• Given problem
Please say how many lines of the listing hold "Write", with no other words in the answer.
-- START Task data --
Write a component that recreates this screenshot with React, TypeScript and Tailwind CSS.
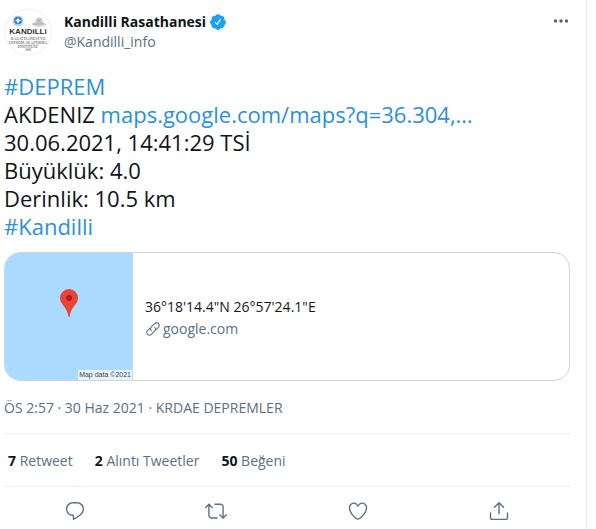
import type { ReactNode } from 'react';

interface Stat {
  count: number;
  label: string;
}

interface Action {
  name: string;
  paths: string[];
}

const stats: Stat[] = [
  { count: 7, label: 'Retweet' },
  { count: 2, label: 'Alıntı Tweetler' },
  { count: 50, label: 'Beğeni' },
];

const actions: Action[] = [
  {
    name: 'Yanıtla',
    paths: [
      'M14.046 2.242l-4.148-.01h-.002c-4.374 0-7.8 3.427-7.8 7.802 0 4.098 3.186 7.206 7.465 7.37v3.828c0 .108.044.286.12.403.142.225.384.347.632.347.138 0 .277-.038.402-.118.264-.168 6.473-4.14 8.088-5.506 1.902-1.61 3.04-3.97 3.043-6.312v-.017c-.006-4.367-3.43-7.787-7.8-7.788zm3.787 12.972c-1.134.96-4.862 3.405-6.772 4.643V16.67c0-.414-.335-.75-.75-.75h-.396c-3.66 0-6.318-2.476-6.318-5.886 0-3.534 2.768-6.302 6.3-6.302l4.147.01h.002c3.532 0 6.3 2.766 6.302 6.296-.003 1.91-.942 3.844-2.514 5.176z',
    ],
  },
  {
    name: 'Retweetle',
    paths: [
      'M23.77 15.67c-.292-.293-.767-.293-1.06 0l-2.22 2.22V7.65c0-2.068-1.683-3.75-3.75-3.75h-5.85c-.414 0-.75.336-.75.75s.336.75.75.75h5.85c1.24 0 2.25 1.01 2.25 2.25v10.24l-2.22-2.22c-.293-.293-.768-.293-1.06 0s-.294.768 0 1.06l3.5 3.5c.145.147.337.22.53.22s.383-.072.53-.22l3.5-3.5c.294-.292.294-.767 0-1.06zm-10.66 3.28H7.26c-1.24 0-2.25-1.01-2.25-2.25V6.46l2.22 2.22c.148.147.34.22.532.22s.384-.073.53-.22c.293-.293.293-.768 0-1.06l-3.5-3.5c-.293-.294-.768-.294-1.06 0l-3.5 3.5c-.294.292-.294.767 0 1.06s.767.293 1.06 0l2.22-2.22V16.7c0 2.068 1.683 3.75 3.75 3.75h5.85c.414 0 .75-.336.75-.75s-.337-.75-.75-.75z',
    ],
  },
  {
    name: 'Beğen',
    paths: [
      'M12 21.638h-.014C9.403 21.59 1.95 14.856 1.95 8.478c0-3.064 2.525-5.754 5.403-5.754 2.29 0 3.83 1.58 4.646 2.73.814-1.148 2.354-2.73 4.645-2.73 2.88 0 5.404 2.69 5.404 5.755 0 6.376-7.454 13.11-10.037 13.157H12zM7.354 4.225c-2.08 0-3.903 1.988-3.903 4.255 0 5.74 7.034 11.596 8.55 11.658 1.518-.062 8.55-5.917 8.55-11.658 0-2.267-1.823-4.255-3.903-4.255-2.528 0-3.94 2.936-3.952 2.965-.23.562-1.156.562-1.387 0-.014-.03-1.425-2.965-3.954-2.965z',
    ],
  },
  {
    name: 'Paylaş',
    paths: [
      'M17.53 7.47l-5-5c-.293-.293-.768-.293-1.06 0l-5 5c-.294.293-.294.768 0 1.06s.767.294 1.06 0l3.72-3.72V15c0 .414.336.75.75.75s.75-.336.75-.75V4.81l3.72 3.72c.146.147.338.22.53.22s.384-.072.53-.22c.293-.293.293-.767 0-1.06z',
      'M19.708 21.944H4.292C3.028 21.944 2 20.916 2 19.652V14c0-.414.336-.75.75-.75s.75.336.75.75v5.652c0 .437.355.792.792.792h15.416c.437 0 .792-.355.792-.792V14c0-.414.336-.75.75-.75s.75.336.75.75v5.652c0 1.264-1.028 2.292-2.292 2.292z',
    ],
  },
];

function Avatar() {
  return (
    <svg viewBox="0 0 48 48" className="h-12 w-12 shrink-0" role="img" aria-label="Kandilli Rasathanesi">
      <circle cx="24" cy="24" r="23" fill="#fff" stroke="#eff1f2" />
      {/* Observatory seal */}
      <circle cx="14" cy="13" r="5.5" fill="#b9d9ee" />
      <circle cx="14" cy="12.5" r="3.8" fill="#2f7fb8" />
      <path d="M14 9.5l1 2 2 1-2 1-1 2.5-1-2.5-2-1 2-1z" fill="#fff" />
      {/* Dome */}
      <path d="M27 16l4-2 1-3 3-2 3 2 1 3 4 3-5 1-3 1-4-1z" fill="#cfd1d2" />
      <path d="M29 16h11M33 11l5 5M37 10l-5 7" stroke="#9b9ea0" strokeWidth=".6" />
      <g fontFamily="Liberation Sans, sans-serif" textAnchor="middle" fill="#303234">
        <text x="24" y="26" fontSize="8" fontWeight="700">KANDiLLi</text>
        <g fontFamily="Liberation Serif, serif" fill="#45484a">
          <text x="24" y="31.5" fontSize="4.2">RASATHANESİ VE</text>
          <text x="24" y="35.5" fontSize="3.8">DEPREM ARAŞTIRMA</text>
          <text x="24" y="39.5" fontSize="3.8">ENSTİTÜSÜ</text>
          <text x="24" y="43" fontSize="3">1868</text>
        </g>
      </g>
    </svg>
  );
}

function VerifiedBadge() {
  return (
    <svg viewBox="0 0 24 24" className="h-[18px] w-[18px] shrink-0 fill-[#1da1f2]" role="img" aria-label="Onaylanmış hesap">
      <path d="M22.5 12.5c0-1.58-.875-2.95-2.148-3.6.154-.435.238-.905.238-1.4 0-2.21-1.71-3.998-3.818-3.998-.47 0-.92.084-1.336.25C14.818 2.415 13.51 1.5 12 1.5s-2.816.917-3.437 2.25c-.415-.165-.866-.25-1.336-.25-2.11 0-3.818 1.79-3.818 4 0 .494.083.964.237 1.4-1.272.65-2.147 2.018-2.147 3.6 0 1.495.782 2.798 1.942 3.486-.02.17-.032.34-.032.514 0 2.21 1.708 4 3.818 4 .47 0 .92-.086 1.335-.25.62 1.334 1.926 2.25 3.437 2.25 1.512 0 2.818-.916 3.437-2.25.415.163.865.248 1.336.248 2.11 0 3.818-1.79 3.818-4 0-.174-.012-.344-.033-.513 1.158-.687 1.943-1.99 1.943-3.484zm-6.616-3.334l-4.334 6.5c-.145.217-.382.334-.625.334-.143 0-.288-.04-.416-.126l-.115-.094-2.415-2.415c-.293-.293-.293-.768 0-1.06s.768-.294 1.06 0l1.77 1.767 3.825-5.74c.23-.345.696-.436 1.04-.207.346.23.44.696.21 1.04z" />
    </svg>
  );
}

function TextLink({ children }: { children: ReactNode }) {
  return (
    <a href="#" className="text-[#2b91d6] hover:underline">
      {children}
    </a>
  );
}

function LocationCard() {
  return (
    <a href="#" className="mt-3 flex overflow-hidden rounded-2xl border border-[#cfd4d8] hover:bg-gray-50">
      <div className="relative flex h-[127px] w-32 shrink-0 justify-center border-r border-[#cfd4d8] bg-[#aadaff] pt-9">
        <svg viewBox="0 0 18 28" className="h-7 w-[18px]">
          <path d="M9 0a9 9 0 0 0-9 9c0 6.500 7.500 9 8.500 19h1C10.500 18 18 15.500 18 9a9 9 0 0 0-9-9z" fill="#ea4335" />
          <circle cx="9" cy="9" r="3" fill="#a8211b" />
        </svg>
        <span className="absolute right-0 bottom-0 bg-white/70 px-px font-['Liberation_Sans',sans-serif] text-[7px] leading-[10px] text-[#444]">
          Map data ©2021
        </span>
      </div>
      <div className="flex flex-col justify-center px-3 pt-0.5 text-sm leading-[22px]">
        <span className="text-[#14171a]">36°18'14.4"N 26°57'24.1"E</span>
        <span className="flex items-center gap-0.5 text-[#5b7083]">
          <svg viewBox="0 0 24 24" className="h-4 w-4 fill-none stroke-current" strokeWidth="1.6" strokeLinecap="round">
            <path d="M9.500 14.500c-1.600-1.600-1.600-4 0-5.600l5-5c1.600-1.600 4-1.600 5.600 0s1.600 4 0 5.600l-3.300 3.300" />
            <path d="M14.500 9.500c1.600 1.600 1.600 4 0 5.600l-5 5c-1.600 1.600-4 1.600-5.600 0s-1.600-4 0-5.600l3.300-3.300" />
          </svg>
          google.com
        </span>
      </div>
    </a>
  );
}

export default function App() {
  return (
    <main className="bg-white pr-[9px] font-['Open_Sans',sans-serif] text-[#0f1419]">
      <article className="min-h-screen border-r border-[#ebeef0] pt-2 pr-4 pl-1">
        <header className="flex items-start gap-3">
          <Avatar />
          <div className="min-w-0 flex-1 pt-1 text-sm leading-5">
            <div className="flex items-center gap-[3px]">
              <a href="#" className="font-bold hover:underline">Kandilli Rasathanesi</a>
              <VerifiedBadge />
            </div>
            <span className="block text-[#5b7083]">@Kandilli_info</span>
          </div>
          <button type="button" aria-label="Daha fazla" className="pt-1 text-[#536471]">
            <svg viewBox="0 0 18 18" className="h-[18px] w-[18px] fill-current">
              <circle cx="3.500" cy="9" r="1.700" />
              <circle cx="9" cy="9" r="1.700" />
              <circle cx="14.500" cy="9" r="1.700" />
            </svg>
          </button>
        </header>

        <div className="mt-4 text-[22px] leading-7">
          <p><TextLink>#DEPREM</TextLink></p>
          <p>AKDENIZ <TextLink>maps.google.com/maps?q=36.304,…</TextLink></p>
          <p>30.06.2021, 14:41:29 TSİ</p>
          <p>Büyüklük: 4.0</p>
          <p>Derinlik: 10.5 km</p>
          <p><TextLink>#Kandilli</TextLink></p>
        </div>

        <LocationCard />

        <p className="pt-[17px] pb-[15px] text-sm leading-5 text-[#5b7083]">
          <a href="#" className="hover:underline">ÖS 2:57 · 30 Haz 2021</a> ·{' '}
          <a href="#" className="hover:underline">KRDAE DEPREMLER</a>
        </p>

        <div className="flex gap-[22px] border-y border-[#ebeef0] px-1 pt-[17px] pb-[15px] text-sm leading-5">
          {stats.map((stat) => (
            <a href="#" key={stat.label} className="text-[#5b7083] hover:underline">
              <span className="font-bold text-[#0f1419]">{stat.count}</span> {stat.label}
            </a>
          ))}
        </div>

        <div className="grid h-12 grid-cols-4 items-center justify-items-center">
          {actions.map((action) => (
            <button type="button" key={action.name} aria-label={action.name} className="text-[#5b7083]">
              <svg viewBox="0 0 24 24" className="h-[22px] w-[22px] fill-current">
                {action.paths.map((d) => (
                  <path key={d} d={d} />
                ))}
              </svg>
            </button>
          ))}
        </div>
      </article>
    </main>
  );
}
-- END Task data --
-- START Task data --
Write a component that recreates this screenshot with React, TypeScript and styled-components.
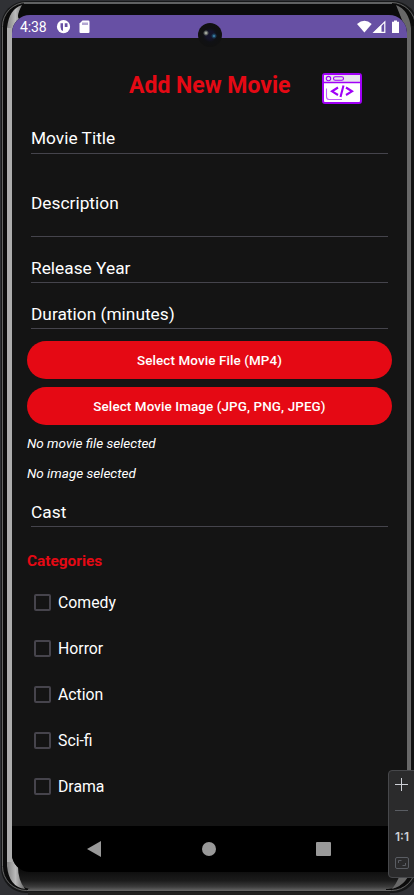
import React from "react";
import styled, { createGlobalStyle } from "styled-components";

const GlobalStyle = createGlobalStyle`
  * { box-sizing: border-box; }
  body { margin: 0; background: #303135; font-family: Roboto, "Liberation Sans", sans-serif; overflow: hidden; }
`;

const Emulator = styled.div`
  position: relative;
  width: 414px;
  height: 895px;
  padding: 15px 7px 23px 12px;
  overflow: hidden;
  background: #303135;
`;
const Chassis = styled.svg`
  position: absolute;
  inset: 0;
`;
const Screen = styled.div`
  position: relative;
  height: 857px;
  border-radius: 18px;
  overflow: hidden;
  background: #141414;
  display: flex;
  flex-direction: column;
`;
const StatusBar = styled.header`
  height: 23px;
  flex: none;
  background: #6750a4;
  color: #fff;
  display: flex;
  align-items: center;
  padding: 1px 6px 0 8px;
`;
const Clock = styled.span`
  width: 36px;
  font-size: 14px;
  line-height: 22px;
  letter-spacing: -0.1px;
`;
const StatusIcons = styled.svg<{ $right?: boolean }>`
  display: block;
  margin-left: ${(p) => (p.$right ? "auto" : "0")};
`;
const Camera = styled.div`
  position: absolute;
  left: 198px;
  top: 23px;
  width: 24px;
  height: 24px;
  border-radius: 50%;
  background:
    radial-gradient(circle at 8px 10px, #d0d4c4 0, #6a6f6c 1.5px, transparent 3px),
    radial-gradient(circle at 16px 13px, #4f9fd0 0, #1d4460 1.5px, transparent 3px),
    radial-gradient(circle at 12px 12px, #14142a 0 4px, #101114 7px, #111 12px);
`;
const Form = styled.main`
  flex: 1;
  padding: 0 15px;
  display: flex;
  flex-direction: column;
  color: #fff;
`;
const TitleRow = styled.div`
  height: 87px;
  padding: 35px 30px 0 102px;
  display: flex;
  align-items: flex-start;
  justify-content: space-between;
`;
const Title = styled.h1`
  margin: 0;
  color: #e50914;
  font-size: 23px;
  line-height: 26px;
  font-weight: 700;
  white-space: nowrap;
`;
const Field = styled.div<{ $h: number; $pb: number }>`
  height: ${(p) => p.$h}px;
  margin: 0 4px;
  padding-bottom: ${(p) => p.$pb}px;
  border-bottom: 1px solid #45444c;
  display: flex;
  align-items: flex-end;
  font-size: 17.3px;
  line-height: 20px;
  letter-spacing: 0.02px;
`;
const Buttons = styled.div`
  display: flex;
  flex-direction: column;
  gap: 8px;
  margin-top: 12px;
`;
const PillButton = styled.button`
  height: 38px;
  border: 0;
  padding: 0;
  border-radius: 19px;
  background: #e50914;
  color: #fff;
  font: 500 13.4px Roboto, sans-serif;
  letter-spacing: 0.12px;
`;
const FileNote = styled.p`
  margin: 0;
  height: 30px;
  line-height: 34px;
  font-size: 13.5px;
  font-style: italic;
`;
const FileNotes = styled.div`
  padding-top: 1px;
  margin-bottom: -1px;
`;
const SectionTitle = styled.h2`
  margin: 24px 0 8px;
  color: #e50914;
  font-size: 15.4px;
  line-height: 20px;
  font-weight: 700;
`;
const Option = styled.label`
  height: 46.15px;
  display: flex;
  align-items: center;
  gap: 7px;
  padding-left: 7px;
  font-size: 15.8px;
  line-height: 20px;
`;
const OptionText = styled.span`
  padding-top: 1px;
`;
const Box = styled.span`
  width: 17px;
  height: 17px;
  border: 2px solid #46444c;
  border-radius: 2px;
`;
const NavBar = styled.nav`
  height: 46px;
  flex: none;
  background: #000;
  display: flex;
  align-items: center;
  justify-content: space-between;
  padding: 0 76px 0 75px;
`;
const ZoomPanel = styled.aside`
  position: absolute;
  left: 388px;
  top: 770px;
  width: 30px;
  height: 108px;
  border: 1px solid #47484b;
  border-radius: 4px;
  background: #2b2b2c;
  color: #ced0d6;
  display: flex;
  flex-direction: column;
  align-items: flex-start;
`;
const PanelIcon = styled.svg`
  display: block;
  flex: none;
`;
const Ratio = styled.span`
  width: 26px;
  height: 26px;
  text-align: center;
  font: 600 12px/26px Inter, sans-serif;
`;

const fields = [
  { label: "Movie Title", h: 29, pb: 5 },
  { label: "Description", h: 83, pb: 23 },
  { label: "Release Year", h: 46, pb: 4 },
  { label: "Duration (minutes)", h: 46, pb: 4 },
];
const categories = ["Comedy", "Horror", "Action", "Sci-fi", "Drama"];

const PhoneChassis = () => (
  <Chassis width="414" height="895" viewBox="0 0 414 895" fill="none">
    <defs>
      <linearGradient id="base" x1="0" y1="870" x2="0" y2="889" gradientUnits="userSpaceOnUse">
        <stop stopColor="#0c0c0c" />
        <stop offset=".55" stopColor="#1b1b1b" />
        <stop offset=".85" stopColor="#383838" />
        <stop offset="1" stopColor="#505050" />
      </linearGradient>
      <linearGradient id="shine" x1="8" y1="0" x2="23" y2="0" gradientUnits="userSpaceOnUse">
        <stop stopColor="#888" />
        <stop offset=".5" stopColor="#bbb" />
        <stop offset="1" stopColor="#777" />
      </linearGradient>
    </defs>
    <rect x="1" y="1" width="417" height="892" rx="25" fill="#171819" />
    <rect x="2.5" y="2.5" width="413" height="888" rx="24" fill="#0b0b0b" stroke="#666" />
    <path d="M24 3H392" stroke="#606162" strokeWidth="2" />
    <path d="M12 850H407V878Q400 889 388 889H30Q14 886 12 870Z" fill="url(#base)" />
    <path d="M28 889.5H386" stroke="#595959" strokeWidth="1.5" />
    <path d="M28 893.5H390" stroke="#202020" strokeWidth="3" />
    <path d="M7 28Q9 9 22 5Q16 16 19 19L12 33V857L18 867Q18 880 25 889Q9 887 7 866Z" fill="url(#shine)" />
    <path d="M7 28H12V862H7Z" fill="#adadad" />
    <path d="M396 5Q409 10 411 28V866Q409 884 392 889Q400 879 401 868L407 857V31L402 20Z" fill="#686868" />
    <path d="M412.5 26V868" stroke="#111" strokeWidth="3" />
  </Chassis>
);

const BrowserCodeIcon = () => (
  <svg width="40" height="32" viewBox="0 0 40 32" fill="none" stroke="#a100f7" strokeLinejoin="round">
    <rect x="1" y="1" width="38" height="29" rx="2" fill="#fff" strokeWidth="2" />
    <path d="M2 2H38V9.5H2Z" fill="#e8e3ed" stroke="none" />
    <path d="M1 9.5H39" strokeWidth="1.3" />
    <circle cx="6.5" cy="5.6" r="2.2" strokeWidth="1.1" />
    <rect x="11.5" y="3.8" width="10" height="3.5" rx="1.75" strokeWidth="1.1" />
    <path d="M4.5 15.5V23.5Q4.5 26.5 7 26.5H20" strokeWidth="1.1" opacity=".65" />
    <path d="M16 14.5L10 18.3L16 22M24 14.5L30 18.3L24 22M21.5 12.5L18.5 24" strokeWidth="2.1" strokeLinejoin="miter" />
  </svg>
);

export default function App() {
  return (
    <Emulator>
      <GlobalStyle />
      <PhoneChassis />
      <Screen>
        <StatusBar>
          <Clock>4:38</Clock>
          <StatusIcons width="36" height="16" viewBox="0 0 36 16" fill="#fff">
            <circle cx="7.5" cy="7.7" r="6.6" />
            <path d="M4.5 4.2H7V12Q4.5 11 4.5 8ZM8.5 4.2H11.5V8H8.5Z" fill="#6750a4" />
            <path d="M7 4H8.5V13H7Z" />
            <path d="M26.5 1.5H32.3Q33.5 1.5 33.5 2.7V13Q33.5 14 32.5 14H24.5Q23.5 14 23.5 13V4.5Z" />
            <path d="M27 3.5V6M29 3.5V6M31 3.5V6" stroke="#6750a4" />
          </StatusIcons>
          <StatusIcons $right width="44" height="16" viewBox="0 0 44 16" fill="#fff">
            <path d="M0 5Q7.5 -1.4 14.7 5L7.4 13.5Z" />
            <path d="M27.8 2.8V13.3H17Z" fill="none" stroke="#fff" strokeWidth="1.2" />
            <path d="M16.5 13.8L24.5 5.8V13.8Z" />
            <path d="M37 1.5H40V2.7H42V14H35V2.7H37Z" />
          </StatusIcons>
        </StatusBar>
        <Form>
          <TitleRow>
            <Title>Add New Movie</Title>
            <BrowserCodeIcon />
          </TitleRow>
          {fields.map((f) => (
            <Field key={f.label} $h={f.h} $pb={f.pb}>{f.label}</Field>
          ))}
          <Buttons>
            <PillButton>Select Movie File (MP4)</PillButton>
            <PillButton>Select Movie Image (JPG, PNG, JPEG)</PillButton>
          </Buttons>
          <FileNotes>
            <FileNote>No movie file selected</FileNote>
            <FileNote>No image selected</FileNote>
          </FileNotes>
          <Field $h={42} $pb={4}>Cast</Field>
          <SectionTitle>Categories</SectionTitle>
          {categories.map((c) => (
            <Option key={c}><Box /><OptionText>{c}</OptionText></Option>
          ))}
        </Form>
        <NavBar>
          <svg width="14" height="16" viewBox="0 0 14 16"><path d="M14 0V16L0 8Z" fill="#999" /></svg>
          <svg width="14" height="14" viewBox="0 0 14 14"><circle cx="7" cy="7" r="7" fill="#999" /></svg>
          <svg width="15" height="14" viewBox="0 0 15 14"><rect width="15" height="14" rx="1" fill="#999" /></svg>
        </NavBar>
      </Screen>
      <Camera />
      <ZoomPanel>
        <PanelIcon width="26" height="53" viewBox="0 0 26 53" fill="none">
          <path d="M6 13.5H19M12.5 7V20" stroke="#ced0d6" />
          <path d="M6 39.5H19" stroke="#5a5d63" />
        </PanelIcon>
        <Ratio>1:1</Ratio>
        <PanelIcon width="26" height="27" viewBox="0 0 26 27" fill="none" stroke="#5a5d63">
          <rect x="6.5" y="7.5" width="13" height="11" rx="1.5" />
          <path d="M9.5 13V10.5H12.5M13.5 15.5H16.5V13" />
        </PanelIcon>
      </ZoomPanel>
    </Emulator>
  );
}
-- END Task data --
• Response
2